5. Die Armenier hegten immer grosse Verehrung für das Kreuz Christi. Im Laufe der Jahrhunderte, zur Zeit der Prüfung und des Leidens, war das Kreuz ihre unerschöpfliche Quelle der Hoffnung. Kennzeichnend für dieses Land sind die vielen Kreuze in Form des »Katchkar«, die eure feste Treue zum christlichen Glauben bezeugen. In dieser Zeit des Jahres feiert die armenische Kirche eines ihrer Hochfeste: die Kreuzerhöhung.

Über die Erde erhöht am Holz des Kreuzes, zieht Jesus Christus, unser Heil, Leben und Auferstehung, alle zu sich (vgl. Joh 12,32).

O Kreuz Christi, unsere wahre Hoffnung! Wenn die Sünde und menschliche Schwachheit ein Grund zur Trennung sind, gib uns die Kraft, einander zu vergeben und uns miteinander zu versöhnen.

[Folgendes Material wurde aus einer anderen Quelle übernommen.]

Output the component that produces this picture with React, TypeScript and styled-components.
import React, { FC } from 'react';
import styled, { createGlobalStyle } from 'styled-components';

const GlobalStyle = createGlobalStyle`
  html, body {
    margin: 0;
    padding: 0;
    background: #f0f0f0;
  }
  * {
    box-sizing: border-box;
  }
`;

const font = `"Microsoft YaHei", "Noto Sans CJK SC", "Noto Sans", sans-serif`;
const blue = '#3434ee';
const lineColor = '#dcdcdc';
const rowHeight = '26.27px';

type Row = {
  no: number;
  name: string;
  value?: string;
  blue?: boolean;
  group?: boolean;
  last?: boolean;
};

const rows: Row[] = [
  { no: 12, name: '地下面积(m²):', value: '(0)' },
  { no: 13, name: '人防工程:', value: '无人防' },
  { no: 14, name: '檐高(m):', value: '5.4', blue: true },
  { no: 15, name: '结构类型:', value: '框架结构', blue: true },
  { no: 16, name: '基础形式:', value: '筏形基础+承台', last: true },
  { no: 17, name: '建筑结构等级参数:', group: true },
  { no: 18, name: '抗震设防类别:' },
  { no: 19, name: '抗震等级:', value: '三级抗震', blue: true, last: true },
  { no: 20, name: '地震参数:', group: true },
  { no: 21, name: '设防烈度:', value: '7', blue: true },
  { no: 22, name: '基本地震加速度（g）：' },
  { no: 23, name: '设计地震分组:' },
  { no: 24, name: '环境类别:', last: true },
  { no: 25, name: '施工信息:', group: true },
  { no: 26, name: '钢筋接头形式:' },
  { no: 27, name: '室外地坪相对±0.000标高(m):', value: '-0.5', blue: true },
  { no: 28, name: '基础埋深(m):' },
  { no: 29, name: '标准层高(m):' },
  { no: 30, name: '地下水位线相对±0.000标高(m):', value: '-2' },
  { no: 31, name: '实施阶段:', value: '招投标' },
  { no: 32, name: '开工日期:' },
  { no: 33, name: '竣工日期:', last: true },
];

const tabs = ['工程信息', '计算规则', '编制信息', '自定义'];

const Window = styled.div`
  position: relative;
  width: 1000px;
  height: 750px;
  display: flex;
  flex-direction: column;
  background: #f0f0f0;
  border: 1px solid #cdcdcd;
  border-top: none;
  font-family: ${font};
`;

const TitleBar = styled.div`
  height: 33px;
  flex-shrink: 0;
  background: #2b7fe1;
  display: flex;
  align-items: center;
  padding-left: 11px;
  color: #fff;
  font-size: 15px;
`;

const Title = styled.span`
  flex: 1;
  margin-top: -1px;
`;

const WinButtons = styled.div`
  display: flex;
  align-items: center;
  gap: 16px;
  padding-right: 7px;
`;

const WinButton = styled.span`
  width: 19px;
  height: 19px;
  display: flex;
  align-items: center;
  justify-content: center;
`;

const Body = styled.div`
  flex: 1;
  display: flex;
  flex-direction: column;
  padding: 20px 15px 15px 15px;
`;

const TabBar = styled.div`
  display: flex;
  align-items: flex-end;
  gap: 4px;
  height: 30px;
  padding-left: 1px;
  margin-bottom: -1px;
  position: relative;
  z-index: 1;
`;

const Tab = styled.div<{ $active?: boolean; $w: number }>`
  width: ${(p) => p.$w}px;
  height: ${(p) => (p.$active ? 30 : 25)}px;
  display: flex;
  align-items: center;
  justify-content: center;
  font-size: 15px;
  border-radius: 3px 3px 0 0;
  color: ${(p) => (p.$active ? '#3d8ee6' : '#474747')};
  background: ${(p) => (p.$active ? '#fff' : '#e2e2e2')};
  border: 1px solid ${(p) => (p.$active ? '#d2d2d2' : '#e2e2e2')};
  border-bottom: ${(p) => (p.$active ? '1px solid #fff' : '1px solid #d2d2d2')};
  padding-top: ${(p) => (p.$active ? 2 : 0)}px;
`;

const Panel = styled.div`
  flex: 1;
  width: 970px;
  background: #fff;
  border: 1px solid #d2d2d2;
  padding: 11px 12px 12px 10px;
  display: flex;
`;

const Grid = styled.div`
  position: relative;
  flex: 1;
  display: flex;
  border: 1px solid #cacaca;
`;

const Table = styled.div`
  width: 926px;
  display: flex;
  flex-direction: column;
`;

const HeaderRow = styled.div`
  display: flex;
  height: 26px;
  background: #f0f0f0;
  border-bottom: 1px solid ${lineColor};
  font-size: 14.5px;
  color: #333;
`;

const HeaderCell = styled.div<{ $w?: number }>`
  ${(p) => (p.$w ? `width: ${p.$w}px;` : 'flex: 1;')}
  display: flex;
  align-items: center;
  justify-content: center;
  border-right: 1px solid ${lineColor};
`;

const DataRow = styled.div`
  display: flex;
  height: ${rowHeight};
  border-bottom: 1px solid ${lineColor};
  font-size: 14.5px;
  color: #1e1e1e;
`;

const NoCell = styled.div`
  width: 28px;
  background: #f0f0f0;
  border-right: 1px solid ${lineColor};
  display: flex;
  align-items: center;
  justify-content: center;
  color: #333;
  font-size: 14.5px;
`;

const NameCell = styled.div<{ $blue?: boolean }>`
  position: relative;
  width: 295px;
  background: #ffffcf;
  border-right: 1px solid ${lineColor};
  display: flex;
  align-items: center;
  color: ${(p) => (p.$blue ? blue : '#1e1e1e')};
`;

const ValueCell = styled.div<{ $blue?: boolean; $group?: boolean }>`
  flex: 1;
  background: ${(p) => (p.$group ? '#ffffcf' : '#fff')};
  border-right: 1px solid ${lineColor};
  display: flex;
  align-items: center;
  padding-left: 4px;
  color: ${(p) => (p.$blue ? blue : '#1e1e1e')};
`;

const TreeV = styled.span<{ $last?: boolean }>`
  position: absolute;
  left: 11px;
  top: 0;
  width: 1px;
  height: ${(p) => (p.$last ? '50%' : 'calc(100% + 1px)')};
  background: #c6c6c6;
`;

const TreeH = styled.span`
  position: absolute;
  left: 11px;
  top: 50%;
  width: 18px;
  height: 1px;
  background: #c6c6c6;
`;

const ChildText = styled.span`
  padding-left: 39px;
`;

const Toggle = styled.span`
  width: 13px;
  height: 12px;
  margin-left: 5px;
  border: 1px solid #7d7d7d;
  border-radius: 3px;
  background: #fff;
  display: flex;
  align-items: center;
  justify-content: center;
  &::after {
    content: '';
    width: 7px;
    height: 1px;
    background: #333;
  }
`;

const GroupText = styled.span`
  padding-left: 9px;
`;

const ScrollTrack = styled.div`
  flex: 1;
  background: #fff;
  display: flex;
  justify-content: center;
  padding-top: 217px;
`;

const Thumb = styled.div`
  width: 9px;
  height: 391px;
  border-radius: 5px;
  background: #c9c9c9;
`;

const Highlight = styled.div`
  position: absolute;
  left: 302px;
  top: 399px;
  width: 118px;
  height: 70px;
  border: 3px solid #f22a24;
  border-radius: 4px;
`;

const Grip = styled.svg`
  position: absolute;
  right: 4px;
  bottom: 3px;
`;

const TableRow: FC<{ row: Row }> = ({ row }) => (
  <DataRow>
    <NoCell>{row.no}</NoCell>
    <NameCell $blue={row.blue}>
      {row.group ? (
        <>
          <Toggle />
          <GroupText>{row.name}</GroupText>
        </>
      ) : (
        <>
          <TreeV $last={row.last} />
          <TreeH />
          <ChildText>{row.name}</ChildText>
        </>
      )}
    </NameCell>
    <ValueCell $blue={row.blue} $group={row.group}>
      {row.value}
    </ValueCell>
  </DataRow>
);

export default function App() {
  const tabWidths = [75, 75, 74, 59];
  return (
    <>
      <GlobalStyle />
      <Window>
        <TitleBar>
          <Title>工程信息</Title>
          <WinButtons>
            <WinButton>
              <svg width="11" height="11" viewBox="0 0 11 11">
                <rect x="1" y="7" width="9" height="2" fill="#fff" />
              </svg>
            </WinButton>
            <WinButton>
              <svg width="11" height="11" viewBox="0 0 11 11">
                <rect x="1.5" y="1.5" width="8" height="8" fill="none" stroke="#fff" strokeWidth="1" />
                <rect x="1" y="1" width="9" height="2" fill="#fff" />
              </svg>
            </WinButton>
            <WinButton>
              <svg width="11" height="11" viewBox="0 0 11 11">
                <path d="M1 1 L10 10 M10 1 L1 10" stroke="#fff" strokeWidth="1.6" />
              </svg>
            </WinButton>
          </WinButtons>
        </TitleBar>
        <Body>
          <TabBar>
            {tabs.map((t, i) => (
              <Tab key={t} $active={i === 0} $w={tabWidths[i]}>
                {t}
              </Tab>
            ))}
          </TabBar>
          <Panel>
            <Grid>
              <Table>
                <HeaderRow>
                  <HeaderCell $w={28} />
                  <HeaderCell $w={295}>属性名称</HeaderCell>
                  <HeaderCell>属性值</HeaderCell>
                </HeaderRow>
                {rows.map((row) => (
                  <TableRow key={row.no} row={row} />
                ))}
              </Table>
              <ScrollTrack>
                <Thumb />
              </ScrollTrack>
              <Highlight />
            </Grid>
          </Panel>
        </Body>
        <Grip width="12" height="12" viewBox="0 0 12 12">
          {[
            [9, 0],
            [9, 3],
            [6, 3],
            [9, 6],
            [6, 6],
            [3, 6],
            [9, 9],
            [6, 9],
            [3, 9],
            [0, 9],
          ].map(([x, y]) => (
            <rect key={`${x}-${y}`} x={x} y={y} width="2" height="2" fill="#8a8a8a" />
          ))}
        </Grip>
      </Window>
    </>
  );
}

O Kreuz Christi, sei unsere Stütze, während wir uns bemühen, die volle Gemeinschaft wiederherzustellen unter denen, die auf den gekreuzigten Herrn als unseren Erlöser und unseren Gott blicken.

Amen.

Ich danke für eure Aufmerksamkeit und rufe den Segen Gottes auf unsere Schritte auf dem Weg zur vollen Einheit herab.